- _SOURCE DATA_
•••
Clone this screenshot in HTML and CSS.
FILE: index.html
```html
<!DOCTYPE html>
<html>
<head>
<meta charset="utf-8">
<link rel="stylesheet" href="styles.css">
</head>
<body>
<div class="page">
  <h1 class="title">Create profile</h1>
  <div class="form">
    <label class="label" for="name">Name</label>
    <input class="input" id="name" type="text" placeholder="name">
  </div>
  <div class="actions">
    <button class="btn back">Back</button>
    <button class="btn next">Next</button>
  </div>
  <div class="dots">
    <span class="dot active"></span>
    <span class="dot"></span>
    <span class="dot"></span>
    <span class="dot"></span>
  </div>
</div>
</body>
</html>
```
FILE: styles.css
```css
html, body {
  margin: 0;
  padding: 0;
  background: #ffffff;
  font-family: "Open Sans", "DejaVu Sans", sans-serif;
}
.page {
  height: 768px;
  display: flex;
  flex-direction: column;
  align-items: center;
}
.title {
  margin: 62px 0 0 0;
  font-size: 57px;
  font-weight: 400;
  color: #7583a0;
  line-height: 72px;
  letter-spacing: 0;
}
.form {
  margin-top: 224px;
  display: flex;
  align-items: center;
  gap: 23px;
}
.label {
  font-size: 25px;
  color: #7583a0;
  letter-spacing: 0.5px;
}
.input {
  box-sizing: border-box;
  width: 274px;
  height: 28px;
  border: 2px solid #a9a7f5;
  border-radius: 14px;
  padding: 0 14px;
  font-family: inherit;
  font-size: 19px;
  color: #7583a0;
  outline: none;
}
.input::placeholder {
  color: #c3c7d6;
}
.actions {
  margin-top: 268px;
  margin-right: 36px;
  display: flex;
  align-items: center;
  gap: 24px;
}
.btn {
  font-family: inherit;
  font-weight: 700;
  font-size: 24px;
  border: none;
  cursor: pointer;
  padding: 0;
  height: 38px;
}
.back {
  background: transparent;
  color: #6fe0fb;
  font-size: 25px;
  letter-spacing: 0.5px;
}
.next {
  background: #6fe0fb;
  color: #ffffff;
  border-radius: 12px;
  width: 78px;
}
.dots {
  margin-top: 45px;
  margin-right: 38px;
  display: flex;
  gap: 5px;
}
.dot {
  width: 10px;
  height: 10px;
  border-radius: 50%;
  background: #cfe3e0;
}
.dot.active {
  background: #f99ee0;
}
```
•••
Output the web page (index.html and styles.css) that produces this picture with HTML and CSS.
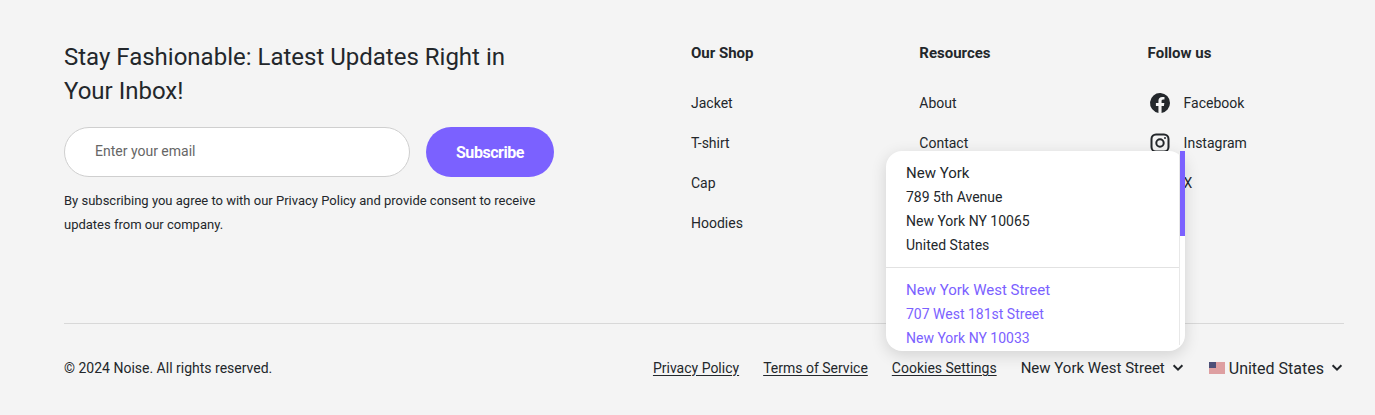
•••
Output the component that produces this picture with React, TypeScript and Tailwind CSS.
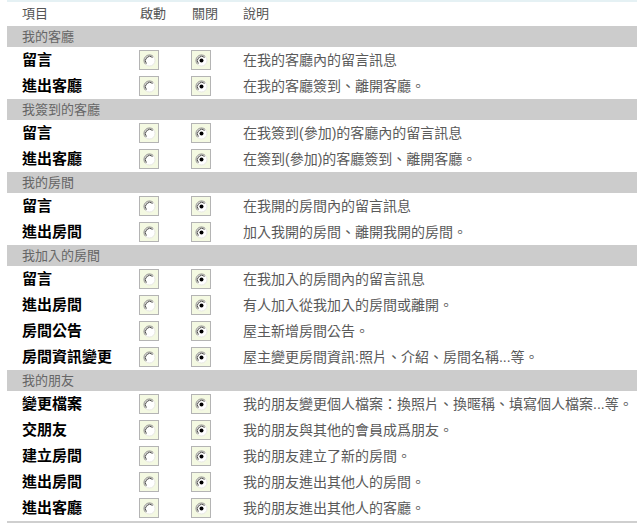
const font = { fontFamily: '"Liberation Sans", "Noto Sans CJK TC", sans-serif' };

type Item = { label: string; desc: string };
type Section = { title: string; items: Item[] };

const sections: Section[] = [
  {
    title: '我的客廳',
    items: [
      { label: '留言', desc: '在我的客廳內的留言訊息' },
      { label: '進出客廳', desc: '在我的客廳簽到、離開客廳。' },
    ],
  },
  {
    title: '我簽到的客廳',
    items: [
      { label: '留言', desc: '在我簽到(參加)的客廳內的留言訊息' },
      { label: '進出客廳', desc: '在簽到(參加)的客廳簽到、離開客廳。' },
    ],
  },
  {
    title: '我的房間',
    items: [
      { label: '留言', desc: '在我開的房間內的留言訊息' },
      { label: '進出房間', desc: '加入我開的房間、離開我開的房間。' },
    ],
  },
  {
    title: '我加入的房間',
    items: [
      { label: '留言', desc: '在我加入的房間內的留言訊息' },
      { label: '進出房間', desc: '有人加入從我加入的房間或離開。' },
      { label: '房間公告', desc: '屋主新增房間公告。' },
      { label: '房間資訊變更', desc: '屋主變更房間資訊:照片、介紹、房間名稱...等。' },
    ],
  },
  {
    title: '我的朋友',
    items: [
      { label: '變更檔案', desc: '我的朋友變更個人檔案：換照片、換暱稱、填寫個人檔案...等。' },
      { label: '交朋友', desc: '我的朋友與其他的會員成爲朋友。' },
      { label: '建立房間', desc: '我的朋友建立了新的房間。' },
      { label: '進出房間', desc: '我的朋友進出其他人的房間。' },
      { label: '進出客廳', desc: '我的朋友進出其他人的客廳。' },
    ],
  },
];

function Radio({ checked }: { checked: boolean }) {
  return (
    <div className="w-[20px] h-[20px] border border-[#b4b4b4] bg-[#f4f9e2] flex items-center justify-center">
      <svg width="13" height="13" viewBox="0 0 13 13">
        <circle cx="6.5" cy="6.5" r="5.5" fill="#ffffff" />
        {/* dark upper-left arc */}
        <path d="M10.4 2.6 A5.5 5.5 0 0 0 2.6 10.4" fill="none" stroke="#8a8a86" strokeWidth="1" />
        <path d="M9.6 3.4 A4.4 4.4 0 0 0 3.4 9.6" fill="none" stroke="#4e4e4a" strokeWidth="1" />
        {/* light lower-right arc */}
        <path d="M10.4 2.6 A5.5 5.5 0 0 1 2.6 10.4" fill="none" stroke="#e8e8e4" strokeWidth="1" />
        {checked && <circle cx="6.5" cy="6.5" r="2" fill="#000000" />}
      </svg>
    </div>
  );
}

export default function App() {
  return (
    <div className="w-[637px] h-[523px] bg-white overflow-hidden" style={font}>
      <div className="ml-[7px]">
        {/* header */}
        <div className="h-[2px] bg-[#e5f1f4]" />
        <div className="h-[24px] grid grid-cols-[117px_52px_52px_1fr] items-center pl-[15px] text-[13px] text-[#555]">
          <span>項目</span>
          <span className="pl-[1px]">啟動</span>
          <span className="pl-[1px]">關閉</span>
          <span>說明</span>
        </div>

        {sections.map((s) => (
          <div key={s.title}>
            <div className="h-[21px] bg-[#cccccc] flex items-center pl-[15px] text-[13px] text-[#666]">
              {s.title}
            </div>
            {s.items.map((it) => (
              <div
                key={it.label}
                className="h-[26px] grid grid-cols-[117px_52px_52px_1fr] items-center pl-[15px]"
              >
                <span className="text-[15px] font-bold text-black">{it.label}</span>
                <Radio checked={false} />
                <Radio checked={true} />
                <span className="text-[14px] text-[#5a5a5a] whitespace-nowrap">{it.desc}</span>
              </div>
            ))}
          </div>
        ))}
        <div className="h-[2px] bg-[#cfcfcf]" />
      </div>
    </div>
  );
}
•••
- _REQUIREMENT_
All lines above from the one containing "Output the component" through the one containing "string; items: Item[]" are to be quoted exactly, and only those; pictures are left out.

- _SOLVED EXERCISE_
Output the component that produces this picture with React, TypeScript and Tailwind CSS.
const font = { fontFamily: '"Liberation Sans", "Noto Sans CJK TC", sans-serif' };

type Item = { label: string; desc: string };
type Section = { title: string; items: Item[] };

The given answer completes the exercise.